## TO DO
Copy out the material below in full, but not its images.

-.-.-

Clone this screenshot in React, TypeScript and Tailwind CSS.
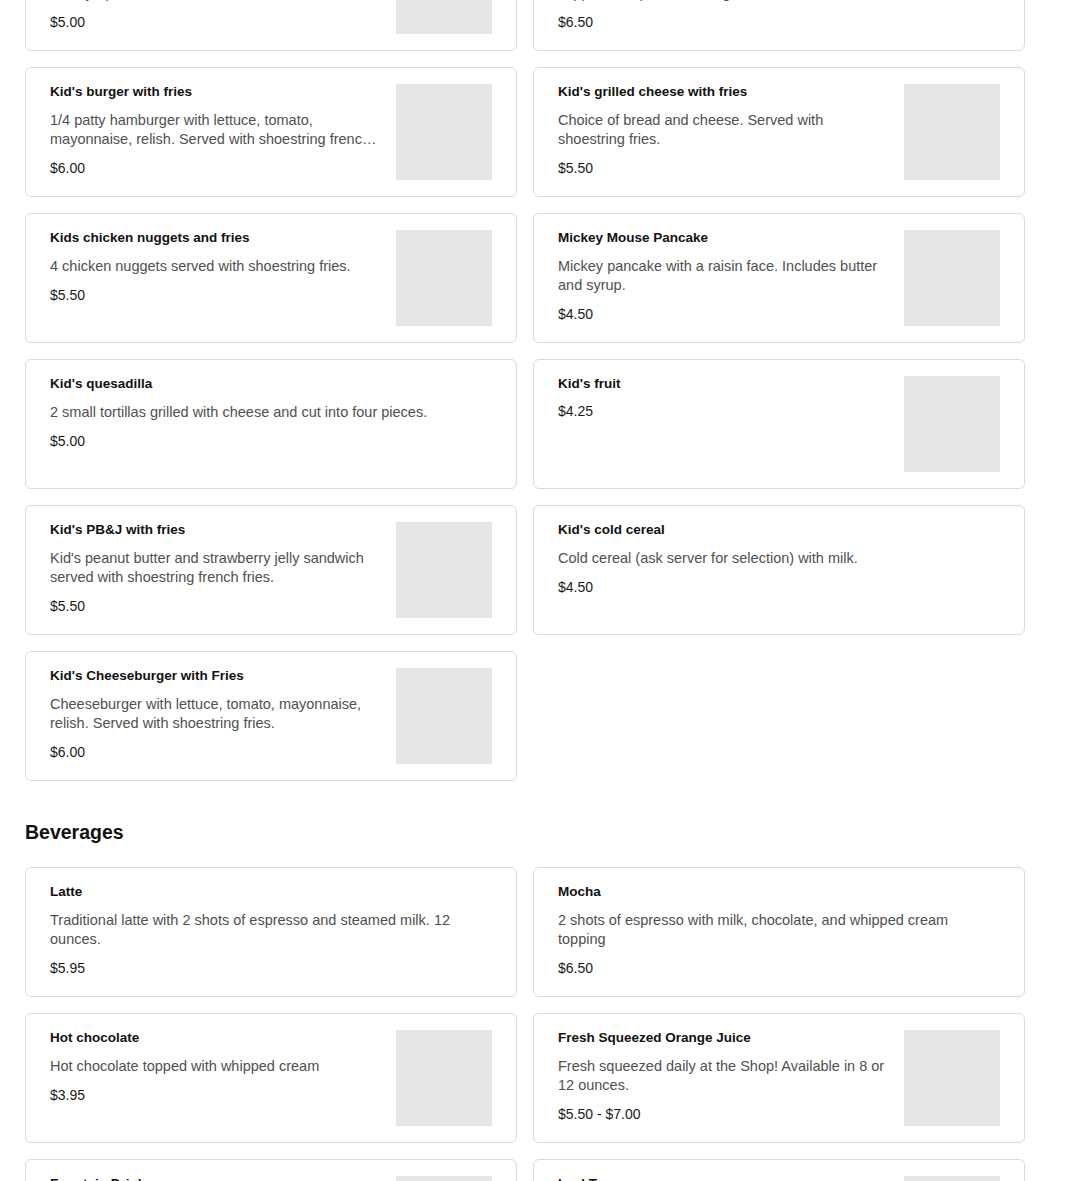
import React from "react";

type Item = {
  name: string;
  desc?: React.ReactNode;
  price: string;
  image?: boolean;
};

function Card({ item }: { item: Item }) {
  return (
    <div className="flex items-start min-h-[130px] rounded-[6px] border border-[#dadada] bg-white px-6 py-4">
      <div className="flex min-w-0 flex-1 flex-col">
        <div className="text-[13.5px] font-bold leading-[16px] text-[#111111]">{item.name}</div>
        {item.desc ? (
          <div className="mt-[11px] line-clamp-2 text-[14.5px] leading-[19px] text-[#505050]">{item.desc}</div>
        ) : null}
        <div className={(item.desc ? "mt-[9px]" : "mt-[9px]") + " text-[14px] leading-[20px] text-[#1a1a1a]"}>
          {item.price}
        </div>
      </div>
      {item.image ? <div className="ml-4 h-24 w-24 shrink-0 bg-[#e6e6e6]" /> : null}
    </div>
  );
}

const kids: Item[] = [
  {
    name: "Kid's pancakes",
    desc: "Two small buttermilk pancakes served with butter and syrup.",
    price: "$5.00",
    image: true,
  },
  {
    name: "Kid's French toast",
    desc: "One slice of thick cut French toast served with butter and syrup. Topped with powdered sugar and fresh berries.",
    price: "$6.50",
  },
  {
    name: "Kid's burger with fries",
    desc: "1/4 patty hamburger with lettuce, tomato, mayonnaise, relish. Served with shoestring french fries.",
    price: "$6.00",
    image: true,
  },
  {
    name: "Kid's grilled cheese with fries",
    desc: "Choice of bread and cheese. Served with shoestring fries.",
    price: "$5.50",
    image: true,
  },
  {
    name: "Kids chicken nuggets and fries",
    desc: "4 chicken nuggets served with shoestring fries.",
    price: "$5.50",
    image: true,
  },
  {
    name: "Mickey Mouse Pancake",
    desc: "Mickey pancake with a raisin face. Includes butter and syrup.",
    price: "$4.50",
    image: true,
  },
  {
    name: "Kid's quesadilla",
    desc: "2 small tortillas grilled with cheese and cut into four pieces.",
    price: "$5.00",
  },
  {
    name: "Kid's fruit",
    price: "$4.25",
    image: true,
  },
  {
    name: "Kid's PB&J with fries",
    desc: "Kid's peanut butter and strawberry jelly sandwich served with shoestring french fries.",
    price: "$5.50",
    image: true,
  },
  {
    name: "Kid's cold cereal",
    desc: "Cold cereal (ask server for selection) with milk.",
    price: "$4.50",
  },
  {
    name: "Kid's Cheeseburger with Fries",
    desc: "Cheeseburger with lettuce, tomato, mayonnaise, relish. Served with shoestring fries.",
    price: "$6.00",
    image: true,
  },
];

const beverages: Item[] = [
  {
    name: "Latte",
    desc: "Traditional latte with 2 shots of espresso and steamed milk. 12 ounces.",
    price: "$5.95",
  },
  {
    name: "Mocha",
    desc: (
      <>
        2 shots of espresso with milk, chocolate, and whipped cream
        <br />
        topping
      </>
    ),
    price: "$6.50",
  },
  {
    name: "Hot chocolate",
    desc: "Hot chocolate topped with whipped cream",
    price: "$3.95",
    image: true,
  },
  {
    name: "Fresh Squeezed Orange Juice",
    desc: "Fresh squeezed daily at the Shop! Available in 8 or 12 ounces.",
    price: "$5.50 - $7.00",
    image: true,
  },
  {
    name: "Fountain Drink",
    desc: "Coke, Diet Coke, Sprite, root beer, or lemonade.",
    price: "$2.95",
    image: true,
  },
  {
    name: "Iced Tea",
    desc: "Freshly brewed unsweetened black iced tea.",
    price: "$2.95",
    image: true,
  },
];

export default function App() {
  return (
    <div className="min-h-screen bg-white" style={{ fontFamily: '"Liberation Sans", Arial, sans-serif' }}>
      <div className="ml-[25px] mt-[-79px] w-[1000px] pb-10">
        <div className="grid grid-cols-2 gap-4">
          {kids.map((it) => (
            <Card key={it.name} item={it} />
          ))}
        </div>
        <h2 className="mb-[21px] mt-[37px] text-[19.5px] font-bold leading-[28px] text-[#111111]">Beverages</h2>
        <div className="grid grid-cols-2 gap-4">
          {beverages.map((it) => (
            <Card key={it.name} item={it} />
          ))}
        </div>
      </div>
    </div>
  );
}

-.-.-

## COMPLETED EXERCISE
Clone this screenshot in React, TypeScript and Tailwind CSS.
import React from "react";

type Item = {
  name: string;
  desc?: React.ReactNode;
  price: string;
  image?: boolean;
};

function Card({ item }: { item: Item }) {
  return (
    <div className="flex items-start min-h-[130px] rounded-[6px] border border-[#dadada] bg-white px-6 py-4">
      <div className="flex min-w-0 flex-1 flex-col">
        <div className="text-[13.5px] font-bold leading-[16px] text-[#111111]">{item.name}</div>
        {item.desc ? (
          <div className="mt-[11px] line-clamp-2 text-[14.5px] leading-[19px] text-[#505050]">{item.desc}</div>
        ) : null}
        <div className={(item.desc ? "mt-[9px]" : "mt-[9px]") + " text-[14px] leading-[20px] text-[#1a1a1a]"}>
          {item.price}
        </div>
      </div>
      {item.image ? <div className="ml-4 h-24 w-24 shrink-0 bg-[#e6e6e6]" /> : null}
    </div>
  );
}

const kids: Item[] = [
  {
    name: "Kid's pancakes",
    desc: "Two small buttermilk pancakes served with butter and syrup.",
    price: "$5.00",
    image: true,
  },
  {
    name: "Kid's French toast",
    desc: "One slice of thick cut French toast served with butter and syrup. Topped with powdered sugar and fresh berries.",
    price: "$6.50",
  },
  {
    name: "Kid's burger with fries",
    desc: "1/4 patty hamburger with lettuce, tomato, mayonnaise, relish. Served with shoestring french fries.",
    price: "$6.00",
    image: true,
  },
  {
    name: "Kid's grilled cheese with fries",
    desc: "Choice of bread and cheese. Served with shoestring fries.",
    price: "$5.50",
    image: true,
  },
  {
    name: "Kids chicken nuggets and fries",
    desc: "4 chicken nuggets served with shoestring fries.",
    price: "$5.50",
    image: true,
  },
  {
    name: "Mickey Mouse Pancake",
    desc: "Mickey pancake with a raisin face. Includes butter and syrup.",
    price: "$4.50",
    image: true,
  },
  {
    name: "Kid's quesadilla",
    desc: "2 small tortillas grilled with cheese and cut into four pieces.",
    price: "$5.00",
  },
  {
    name: "Kid's fruit",
    price: "$4.25",
    image: true,
  },
  {
    name: "Kid's PB&J with fries",
    desc: "Kid's peanut butter and strawberry jelly sandwich served with shoestring french fries.",
    price: "$5.50",
    image: true,
  },
  {
    name: "Kid's cold cereal",
    desc: "Cold cereal (ask server for selection) with milk.",
    price: "$4.50",
  },
  {
    name: "Kid's Cheeseburger with Fries",
    desc: "Cheeseburger with lettuce, tomato, mayonnaise, relish. Served with shoestring fries.",
    price: "$6.00",
    image: true,
  },
];

const beverages: Item[] = [
  {
    name: "Latte",
    desc: "Traditional latte with 2 shots of espresso and steamed milk. 12 ounces.",
    price: "$5.95",
  },
  {
    name: "Mocha",
    desc: (
      <>
        2 shots of espresso with milk, chocolate, and whipped cream
        <br />
        topping
      </>
    ),
    price: "$6.50",
  },
  {
    name: "Hot chocolate",
    desc: "Hot chocolate topped with whipped cream",
    price: "$3.95",
    image: true,
  },
  {
    name: "Fresh Squeezed Orange Juice",
    desc: "Fresh squeezed daily at the Shop! Available in 8 or 12 ounces.",
    price: "$5.50 - $7.00",
    image: true,
  },
  {
    name: "Fountain Drink",
    desc: "Coke, Diet Coke, Sprite, root beer, or lemonade.",
    price: "$2.95",
    image: true,
  },
  {
    name: "Iced Tea",
    desc: "Freshly brewed unsweetened black iced tea.",
    price: "$2.95",
    image: true,
  },
];

export default function App() {
  return (
    <div className="min-h-screen bg-white" style={{ fontFamily: '"Liberation Sans", Arial, sans-serif' }}>
      <div className="ml-[25px] mt-[-79px] w-[1000px] pb-10">
        <div className="grid grid-cols-2 gap-4">
          {kids.map((it) => (
            <Card key={it.name} item={it} />
          ))}
        </div>
        <h2 className="mb-[21px] mt-[37px] text-[19.5px] font-bold leading-[28px] text-[#111111]">Beverages</h2>
        <div className="grid grid-cols-2 gap-4">
          {beverages.map((it) => (
            <Card key={it.name} item={it} />
          ))}
        </div>
      </div>
    </div>
  );
}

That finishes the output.